Sleeping with the political enemy1 min read
Reading Time: < 1 minuteIn Howard Hawks’ uproarious screwball comedy classic Bringing Up Baby, a shrewd but impetuous young woman (Katharine Hepburn) ambushes a stodgy, prematurely middle-aged dinosaur scientist (Cary Grant) and drives him so far out of his comfort zone that in the movie’s penultimate moment, the poor bugger greets his prospective mother-in-law in drag with the exclamation, “I’ve just gone gay!”
In director/co-writer Michel Leclerc’s enchanting, screwball-like political farce The Names of Love, opening Friday, an equally impetuous young French woman of Algerian descent corners a stodgy, middle-aged animal doctor who performs autopsies on dead ducks to detect the onset of bird flu.

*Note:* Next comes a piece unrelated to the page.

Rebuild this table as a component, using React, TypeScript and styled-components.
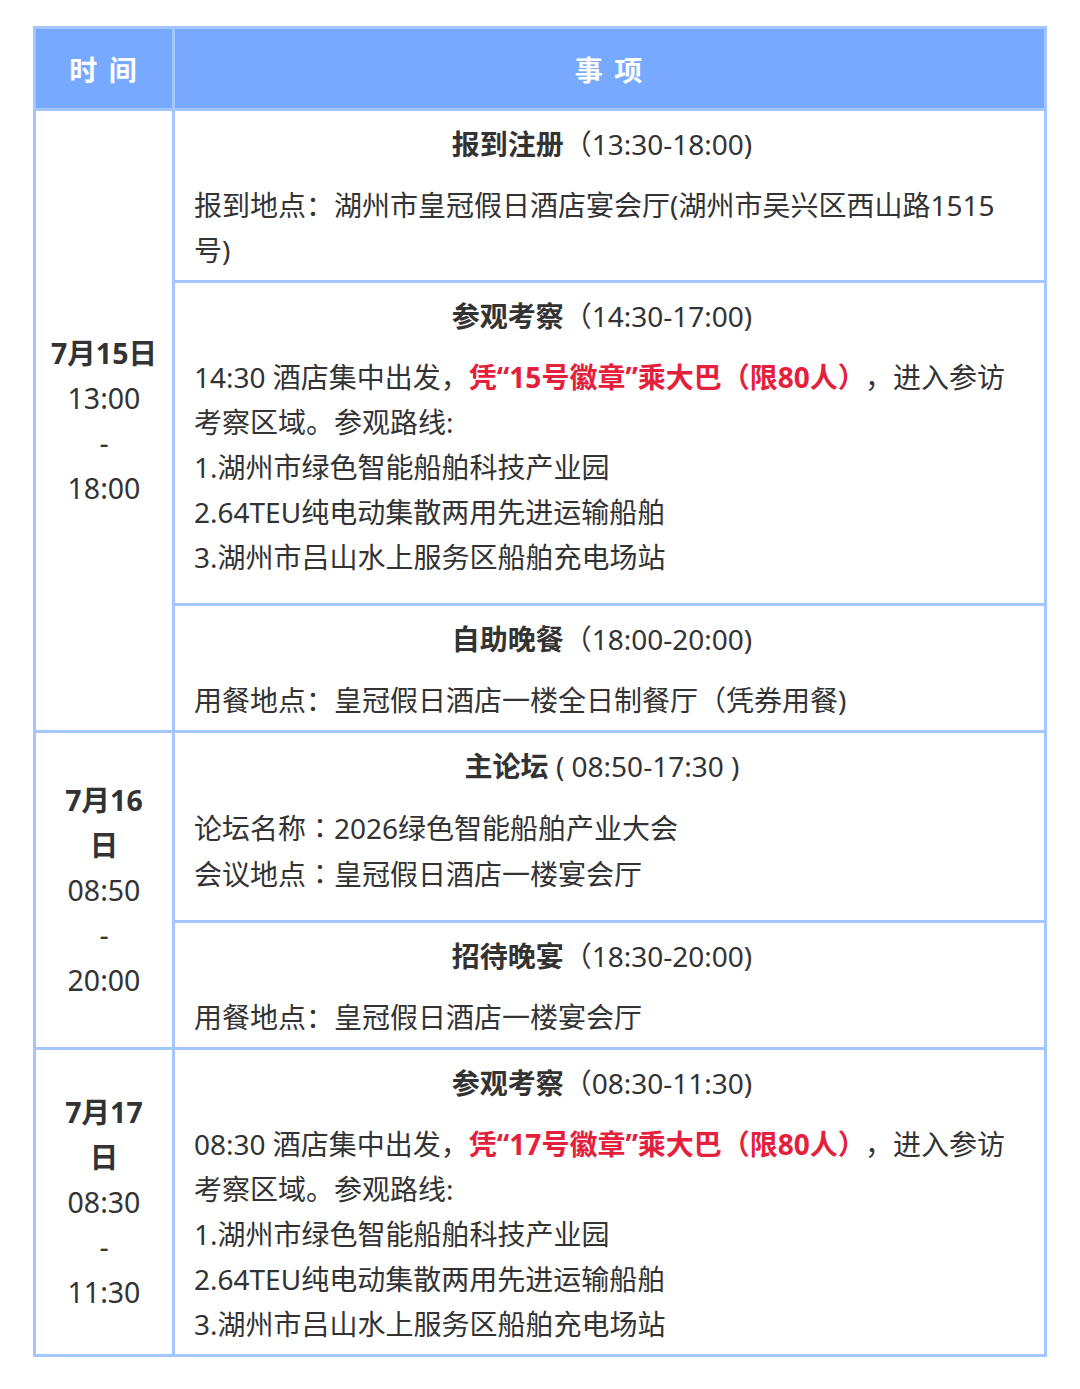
import React from 'react';
import styled, { createGlobalStyle } from 'styled-components';

const GlobalStyle = createGlobalStyle`
  html, body {
    margin: 0;
    padding: 0;
    background: #ffffff;
  }
  body {
    font-family: "Noto Sans", "Noto Sans CJK SC", sans-serif;
    color: #333333;
  }
`;

const Page = styled.div`
  padding: 26px 33px 34px 33px;
`;

const Table = styled.table`
  width: 1014px;
  border-collapse: collapse;
  table-layout: fixed;
  border: 3px solid #a3c6ff;
`;

const HeadCell = styled.th`
  height: 79px;
  padding: 0;
  background: #76a9ff;
  color: #ffffff;
  font-size: 28px;
  font-weight: 700;
  letter-spacing: 2px;
  border: 3px solid #a3c6ff;
  text-align: center;
  vertical-align: middle;
`;

const TimeCell = styled.td`
  padding: 0 6px;
  border: 3px solid #a3c6ff;
  text-align: center;
  vertical-align: middle;
  font-size: 28.5px;
  line-height: 45px;
  color: #333333;
`;

const DateText = styled.div`
  font-weight: 700;
`;

const ItemCell = styled.td<{ $extra?: boolean }>`
  padding: 11px 34px ${p => (p.$extra ? '23px' : '7px')} 19px;
  border: 3px solid #a3c6ff;
  vertical-align: top;
  font-size: 28px;
  line-height: 45px;
  color: #333333;
`;

const Title = styled.div`
  text-align: center;
  margin-bottom: 16px;
  white-space: nowrap;
`;

const Strong = styled.span`
  font-weight: 700;
`;

const Red = styled.span`
  font-weight: 700;
  color: #e5203d;
  margin-right: 13px;
`;

const Line = styled.div`
  white-space: nowrap;
`;

const Colon = styled.span`
  font-family: "Noto Sans CJK TC", sans-serif;
`;

type Slot = { date: React.ReactNode; from: string; to: string };

const TimeBlock: React.FC<Slot & { rows: number }> = ({ date, from, to, rows }) => (
  <TimeCell rowSpan={rows}>
    <DateText>{date}</DateText>
    <div>{from}</div>
    <div>-</div>
    <div>{to}</div>
  </TimeCell>
);

const Route: React.FC<{ time: string; badge: string }> = ({ time, badge }) => (
  <>
    <Line>
      {time} 酒店集中出发，<Red>凭“{badge}号徽章”乘大巴（限80人）</Red>，进入参访
    </Line>
    <Line>考察区域。参观路线:</Line>
    <Line>1.湖州市绿色智能船舶科技产业园</Line>
    <Line>2.64TEU纯电动集散两用先进运输船舶</Line>
    <Line>3.湖州市吕山水上服务区船舶充电场站</Line>
  </>
);

export default function App() {
  return (
    <Page>
      <GlobalStyle />
      <Table>
        <colgroup>
          <col style={{ width: 139 }} />
          <col />
        </colgroup>
        <thead>
          <tr>
            <HeadCell>时 间</HeadCell>
            <HeadCell>事 项</HeadCell>
          </tr>
        </thead>
        <tbody>
          <tr>
            <TimeBlock rows={3} date="7月15日" from="13:00" to="18:00" />
            <ItemCell>
              <Title>
                <Strong>报到注册</Strong>（13:30-18:00)
              </Title>
              <Line>报到地点：湖州市皇冠假日酒店宴会厅(湖州市吴兴区西山路1515</Line>
              <Line>号)</Line>
            </ItemCell>
          </tr>
          <tr>
            <ItemCell $extra>
              <Title>
                <Strong>参观考察</Strong>（14:30-17:00)
              </Title>
              <Route time="14:30" badge="15" />
            </ItemCell>
          </tr>
          <tr>
            <ItemCell>
              <Title>
                <Strong>自助晚餐</Strong>（18:00-20:00)
              </Title>
              <Line>用餐地点：皇冠假日酒店一楼全日制餐厅（凭券用餐)</Line>
            </ItemCell>
          </tr>
          <tr>
            <TimeBlock
              rows={2}
              date={<>7月16<br />日</>}
              from="08:50"
              to="20:00"
            />
            <ItemCell $extra>
              <Title>
                <Strong>主论坛</Strong> ( 08:50-17:30 )
              </Title>
              <Line>
                论坛名称<Colon>：</Colon>2026绿色智能船舶产业大会
              </Line>
              <Line>
                会议地点<Colon>：</Colon>皇冠假日酒店一楼宴会厅
              </Line>
            </ItemCell>
          </tr>
          <tr>
            <ItemCell>
              <Title>
                <Strong>招待晚宴</Strong>（18:30-20:00)
              </Title>
              <Line>用餐地点：皇冠假日酒店一楼宴会厅</Line>
            </ItemCell>
          </tr>
          <tr>
            <TimeBlock
              rows={1}
              date={<>7月17<br />日</>}
              from="08:30"
              to="11:30"
            />
            <ItemCell>
              <Title>
                <Strong>参观考察</Strong>（08:30-11:30)
              </Title>
              <Route time="08:30" badge="17" />
            </ItemCell>
          </tr>
        </tbody>
      </Table>
    </Page>
  );
}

Arthur Martin (just one of 15,207 people in France with that name), meet Baya Benmahmoud (“No one in France has that name.”) These two completely incompatible types, who would flunk every computer dating match, meet through the fickle fate of a TV call-in show.
He’s the slightly pompous expert who only manages to make everybody feel more paranoid about a revenge-of-nature problem; she’s the helplessly inept apprentice talk-show phone screener who, after dismissing callers as jerks, invades the studio to confront the expert in the middle of his drone.